As someone approaching his 40th birthday and who’d joined up at 17 after a spell as a furniture maker, Mick was something of a mentor to the younger soldiers. Those colleagues and friends, as well as the Army itself, gave the family marvellous support in the wake of his death, she says.

He was “a great uncle” to her children, Joe, 13, and Jenny, 11. She says: “He was a great example.

I was always saying to the children when they were doing cross country – if you’re feeling tired, think of your Uncle Mick. He used to run for miles and will give you a little bit of inspiration to go on. Mick used to say you are only as fit as your last 30 miles,” she recalls.

“ People will tell you he’s the fittest soldier they knew.”

Her comments seem even more important after the latest casualties, which have intensified criticism of Britain’s involvement in Afghanistan, with the Prime Minster describing the mission as a patriotic duty to keep the streets of Britain safe from terrorist attack.

In her moving letter to The Northern Echo, Mrs Russell argues that our engagement in Afghanistan is only right and proper: ❛ITRULY believe that Hear All Sides correspondent JM Gowland (HAS, July 7) is loyal to our troops, a decent person, one who truly believes in right from wrong. But please do not say “another needless waste of life in Afghanistan”.

I wish the public would understand why our troops are risking their precious lives on a daily basis. We have had the 9/11 and the 7/7 attacks and, my God, my heart goes out to the victims of such atrocities but don’t you realise, this is why our boys and girls are out in Afghanistan, gritting their teeth for the next terrifying instalment which the Taliban has laid out for them on their territory in the “dead of night”?

The terrorists, they don’t play a fair game.

Our troops are out in Afghanistan to bring independence to the local communities; to allow the terrorised villagers, those who have the gumption to stand up to the Taliban, to become independent.

It is through irrigation and protection of the dams, feeding the water into the communities, that they have a choice.

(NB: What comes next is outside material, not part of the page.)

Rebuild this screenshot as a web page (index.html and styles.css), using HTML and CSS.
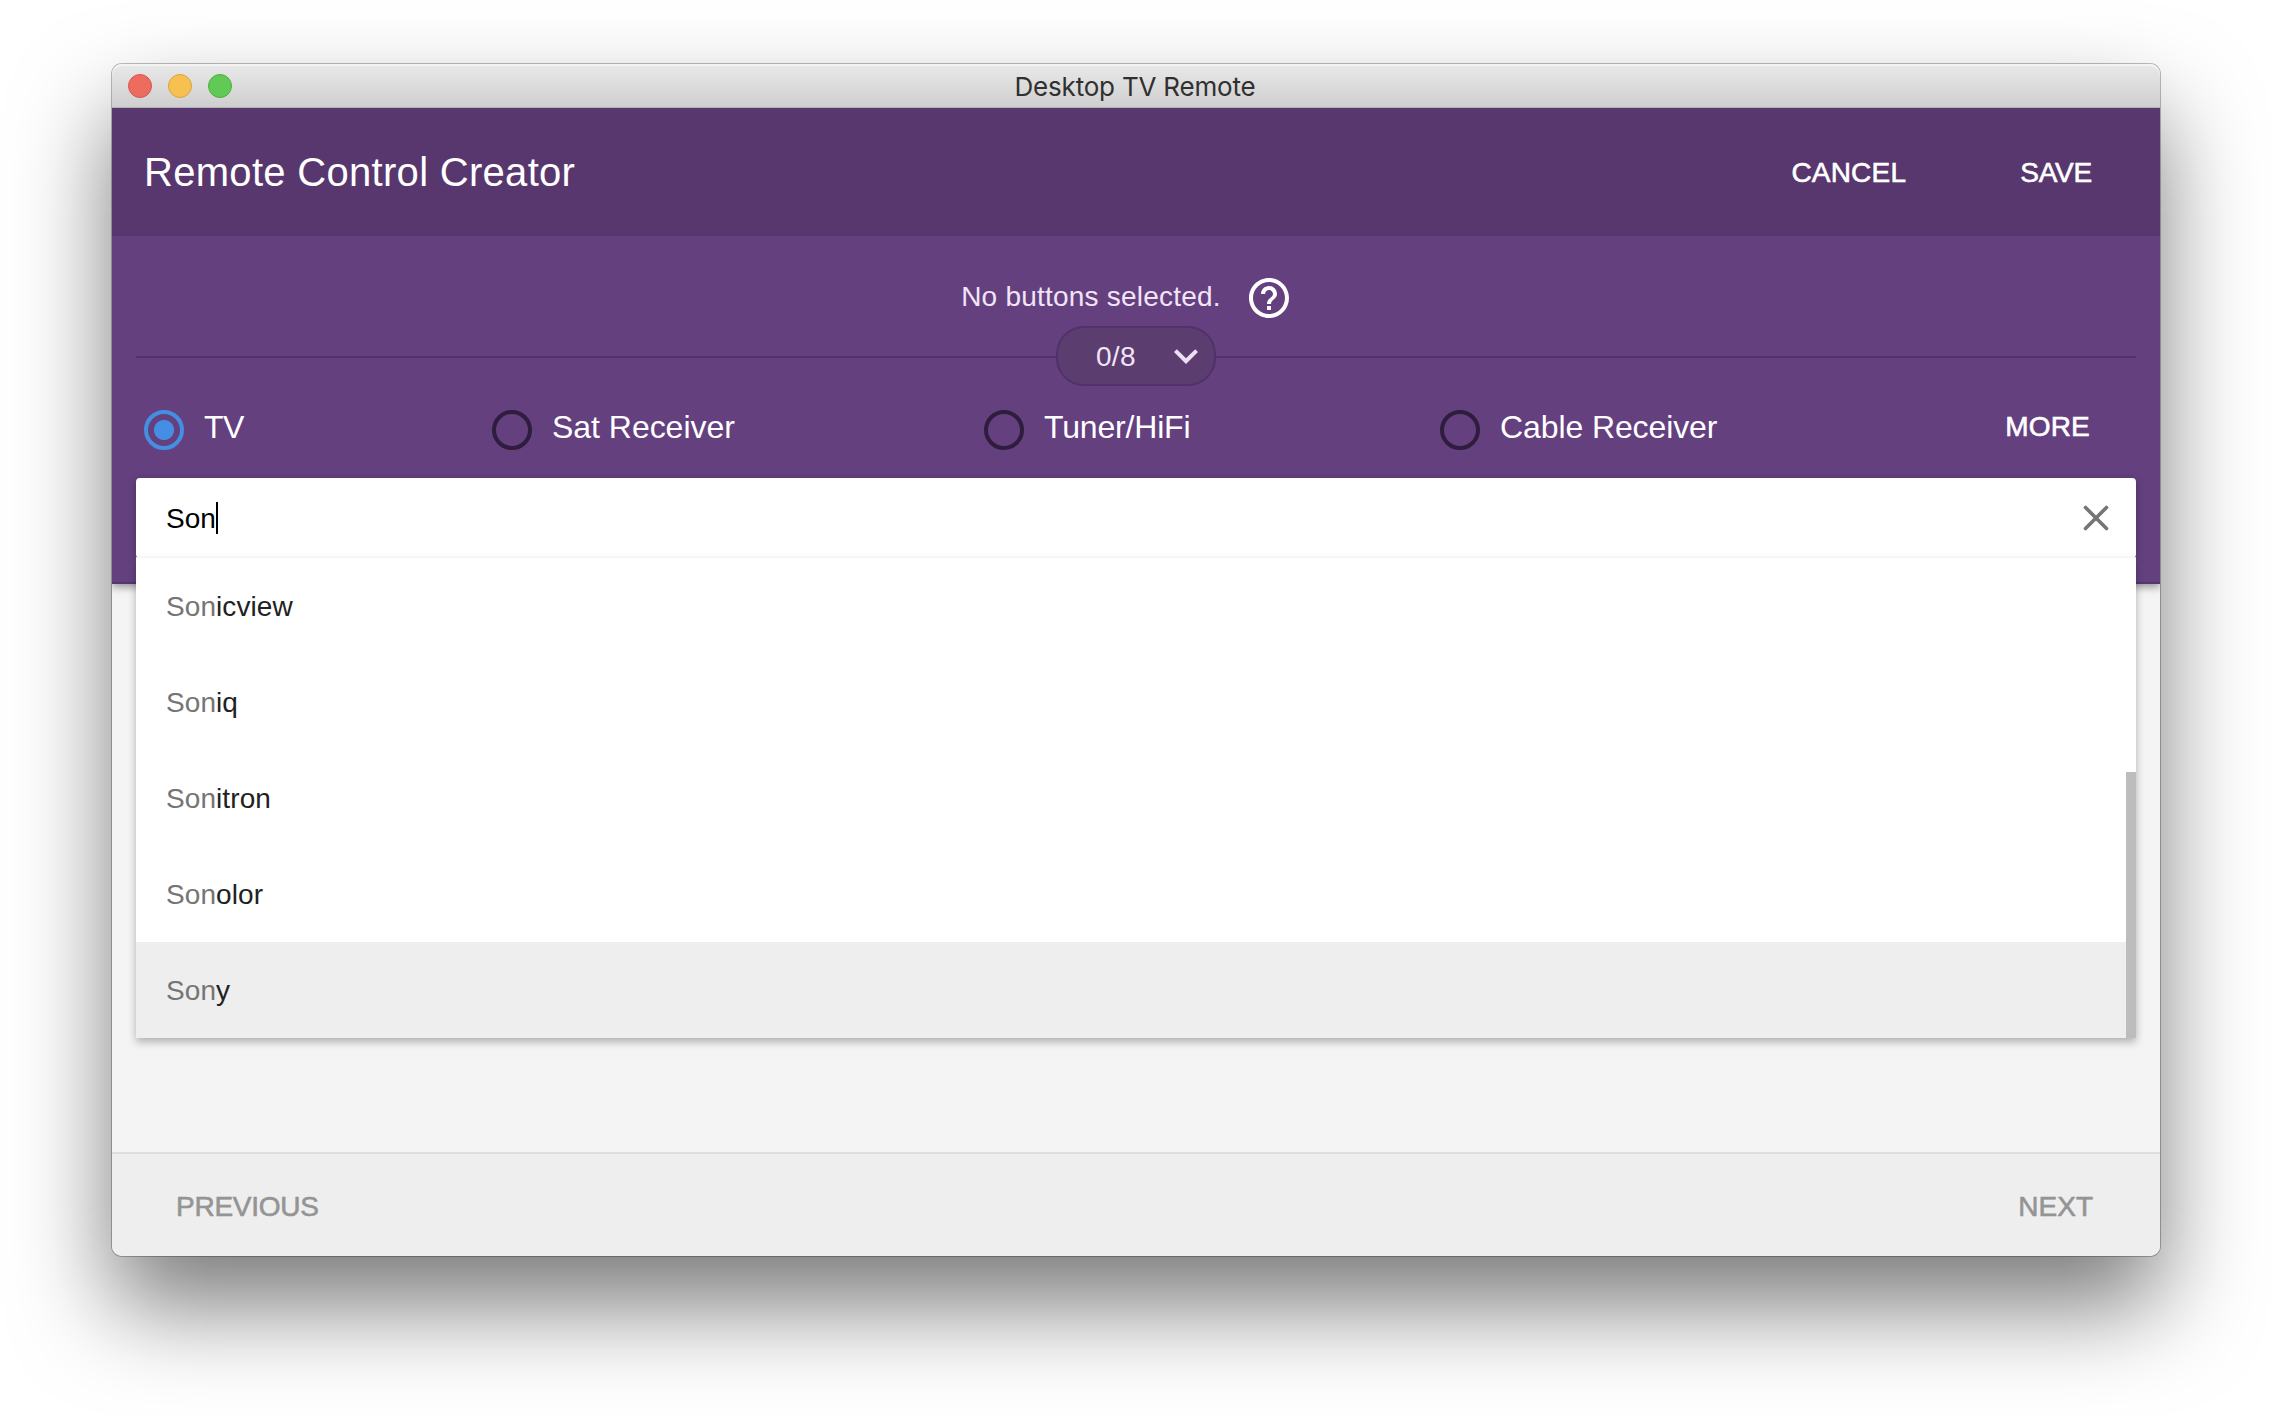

The elders have the most admirable courage to stand up to the Taliban and, believe me, they suffer terribly at their hands. The lives of their children and families mean nothing to the Taliban.

They terrorise villages.

THE villages which grow crops and not poppies run the risk of death. The Taliban want the opium from the poppy fields (ironically) which they need to sell in order to make money, set up their training camps, buy ammunition and produce bombs.

They also indirectly pay the networks which, in turn, will recruit the naive young Muslims in our country and elsewhere, who are brainwashed into becoming part of the cells which would then attempt to cause destruction of the streets of our homeland through terrorism.

My precious brother was killed in Afghanistan during the spring onslaught of March 2007. He was four weeks away from his retirement after 24 years service, aged 39. He was an Army Commando and was proud to do his job. He wouldn’t have wished to have been anywhere else at the time.

He was Mentioned in Despatches in July 2007 for gallantry, but that is not why we are so very proud of him. We were proud of him before.

I am an Army wife. My husband went to Afghanistan a year to the day that my brave brother started his last tour. I had no hesitation in him going. We believe in what is right – the protection of our own land, as well as that of those who are being terrorised.”